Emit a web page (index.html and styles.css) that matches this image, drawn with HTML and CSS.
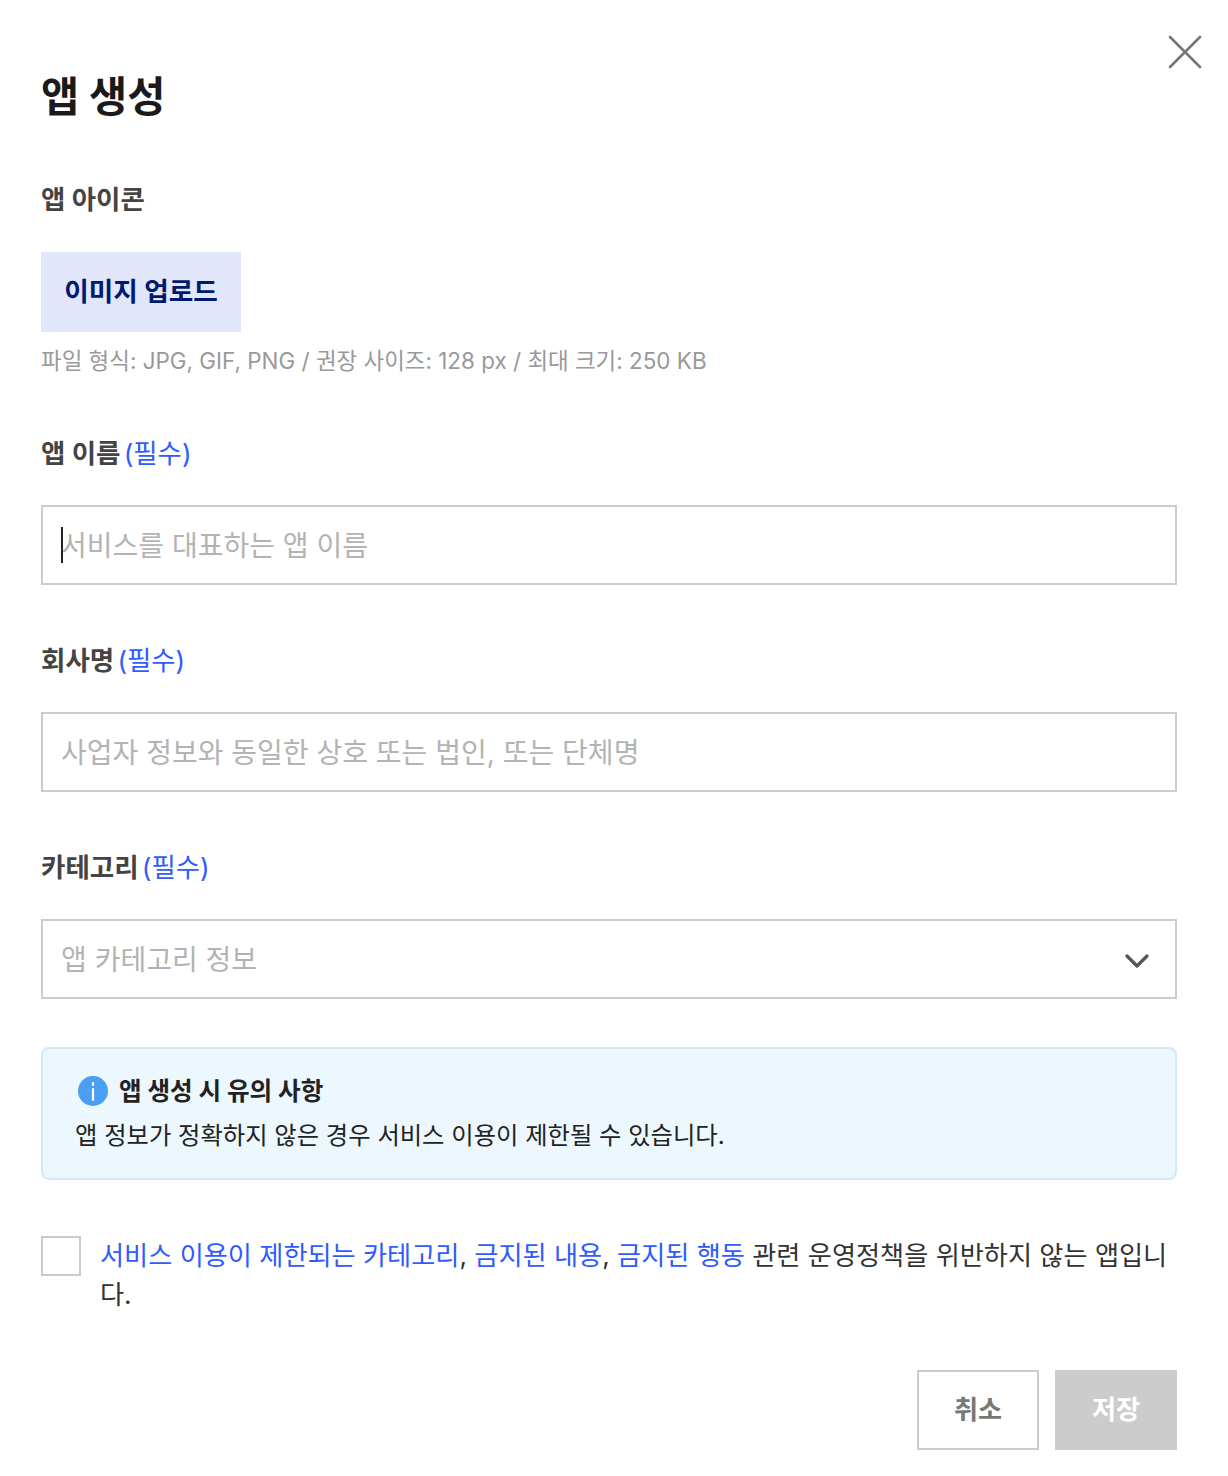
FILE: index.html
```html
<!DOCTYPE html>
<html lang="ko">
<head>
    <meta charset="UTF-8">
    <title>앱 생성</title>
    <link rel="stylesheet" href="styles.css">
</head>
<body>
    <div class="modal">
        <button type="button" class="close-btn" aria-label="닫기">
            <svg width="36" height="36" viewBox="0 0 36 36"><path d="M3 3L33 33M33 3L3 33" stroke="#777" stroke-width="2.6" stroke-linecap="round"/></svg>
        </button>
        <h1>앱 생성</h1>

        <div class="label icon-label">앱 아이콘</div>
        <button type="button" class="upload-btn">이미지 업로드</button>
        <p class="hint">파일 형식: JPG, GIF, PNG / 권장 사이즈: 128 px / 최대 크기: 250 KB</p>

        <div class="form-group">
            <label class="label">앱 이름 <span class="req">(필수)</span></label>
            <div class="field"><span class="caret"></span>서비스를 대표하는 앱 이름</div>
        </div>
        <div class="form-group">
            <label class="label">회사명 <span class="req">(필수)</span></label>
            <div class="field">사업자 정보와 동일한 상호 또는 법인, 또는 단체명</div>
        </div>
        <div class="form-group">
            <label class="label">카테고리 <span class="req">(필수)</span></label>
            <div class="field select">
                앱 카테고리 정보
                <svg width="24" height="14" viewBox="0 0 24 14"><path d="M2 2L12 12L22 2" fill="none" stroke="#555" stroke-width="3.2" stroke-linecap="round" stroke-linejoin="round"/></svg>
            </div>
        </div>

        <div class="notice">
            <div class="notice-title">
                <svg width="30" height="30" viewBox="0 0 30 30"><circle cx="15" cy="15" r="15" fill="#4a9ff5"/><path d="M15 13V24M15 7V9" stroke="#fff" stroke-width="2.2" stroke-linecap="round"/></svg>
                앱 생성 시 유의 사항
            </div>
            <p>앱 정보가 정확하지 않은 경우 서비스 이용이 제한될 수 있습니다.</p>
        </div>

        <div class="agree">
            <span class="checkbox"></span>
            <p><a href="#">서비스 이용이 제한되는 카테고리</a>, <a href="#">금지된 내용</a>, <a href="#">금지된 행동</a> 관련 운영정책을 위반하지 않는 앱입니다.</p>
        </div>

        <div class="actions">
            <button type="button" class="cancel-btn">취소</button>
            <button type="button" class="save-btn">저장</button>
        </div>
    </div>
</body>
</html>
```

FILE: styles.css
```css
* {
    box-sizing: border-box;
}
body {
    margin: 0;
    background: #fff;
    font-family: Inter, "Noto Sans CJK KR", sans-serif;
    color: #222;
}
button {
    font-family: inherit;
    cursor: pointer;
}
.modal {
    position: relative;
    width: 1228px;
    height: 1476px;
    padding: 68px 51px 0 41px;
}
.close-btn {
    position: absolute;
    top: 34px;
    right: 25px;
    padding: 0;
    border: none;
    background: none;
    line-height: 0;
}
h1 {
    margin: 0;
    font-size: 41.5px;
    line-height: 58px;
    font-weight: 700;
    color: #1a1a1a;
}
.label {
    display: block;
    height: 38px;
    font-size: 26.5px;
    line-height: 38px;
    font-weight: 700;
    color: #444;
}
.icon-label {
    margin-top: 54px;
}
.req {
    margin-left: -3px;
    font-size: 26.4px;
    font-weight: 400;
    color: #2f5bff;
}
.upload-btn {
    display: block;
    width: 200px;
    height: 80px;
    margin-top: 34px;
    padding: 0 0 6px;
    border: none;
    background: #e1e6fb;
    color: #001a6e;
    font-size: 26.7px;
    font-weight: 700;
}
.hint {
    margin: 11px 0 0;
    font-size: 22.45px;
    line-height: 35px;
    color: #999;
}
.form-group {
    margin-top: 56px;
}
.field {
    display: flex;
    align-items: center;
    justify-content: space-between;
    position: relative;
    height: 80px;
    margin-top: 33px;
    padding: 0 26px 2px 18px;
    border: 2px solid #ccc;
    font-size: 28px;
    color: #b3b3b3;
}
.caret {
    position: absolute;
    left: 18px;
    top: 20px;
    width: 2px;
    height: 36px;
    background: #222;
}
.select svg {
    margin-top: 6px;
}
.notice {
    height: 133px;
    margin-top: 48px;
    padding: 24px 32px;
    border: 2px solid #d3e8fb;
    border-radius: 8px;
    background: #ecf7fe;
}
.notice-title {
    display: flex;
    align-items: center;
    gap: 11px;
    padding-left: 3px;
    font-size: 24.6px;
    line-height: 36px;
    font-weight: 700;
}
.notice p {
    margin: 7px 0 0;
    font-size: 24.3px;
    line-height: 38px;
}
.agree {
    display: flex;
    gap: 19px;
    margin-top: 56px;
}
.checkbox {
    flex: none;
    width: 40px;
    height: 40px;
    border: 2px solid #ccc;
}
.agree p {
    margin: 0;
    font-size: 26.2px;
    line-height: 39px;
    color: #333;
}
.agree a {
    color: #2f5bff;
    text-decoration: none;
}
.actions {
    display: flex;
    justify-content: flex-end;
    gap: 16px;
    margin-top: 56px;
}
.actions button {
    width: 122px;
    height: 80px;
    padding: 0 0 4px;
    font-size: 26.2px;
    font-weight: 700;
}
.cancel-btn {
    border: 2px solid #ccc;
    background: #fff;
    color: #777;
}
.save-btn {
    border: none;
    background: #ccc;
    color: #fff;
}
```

◆ ◆ ◆ ◆ ◆ ◆ ◆

**What is needed**.
Find the word "styles" in the data and copy out each line where it turns up.

**Complete response**.
Emit a web page (index.html and styles.css) that matches this image, drawn with HTML and CSS.
    <link rel="stylesheet" href="styles.css">
FILE: styles.css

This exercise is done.